Si Yannick Nézet-Séguin ouvre sa saison avec une œuvre autochtone, « ça, c’est le repentir de notre société, des horreurs que notre gouvernement a causées », affirme le compositeur.

« Nous, on en paie le prix, maintenant, au niveau des artistes », considère celui qui juge qu’il faut « programmer des œuvres qui méritent d’être jouées » indépendamment de toute ségrégation, même positive.

« Nos chefs ont-ils un plan de match ? » s’interroge enfin Walter Boudreau, s’agissant de la défense de notre patrimoine. Il a peur que nous devenions une société sans histoire musicale. « Le chef néerlandais Reinbert de Leeuw était un ami du compositeur Louis Andriessen. Partout où il allait, il programmait une partition d’Andriessen. Les Allemands programment les Allemands. Que font nos chefs ? Quand jouons-nous [Jacques] Hétu à Montréal ? »

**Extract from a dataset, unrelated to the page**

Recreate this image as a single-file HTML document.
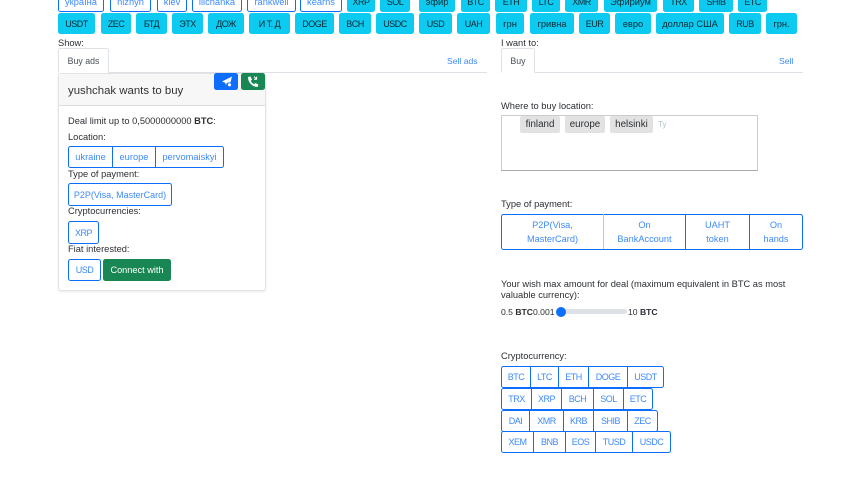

Walter Boudreau se souvient du succès de son Concerto pour violon avec l’Orchestre Métropolitain. « Vous étiez là. C’était transcendant. Yannick Nézet-Séguin m’a écrit ensuite pour me “remercier de ce chef-d’œuvre”. Il ne l’a jamais reprogrammé. »

Le compositeur rêve désormais ne serait-ce que d’un concert annuel « OSMCQ », ce concept créé avec Charles Dutoit, « où il n’y ait pas de la musique convenue ». « Ils ne font même pas ça », laisse-t-il tomber avec un brin de lassitude.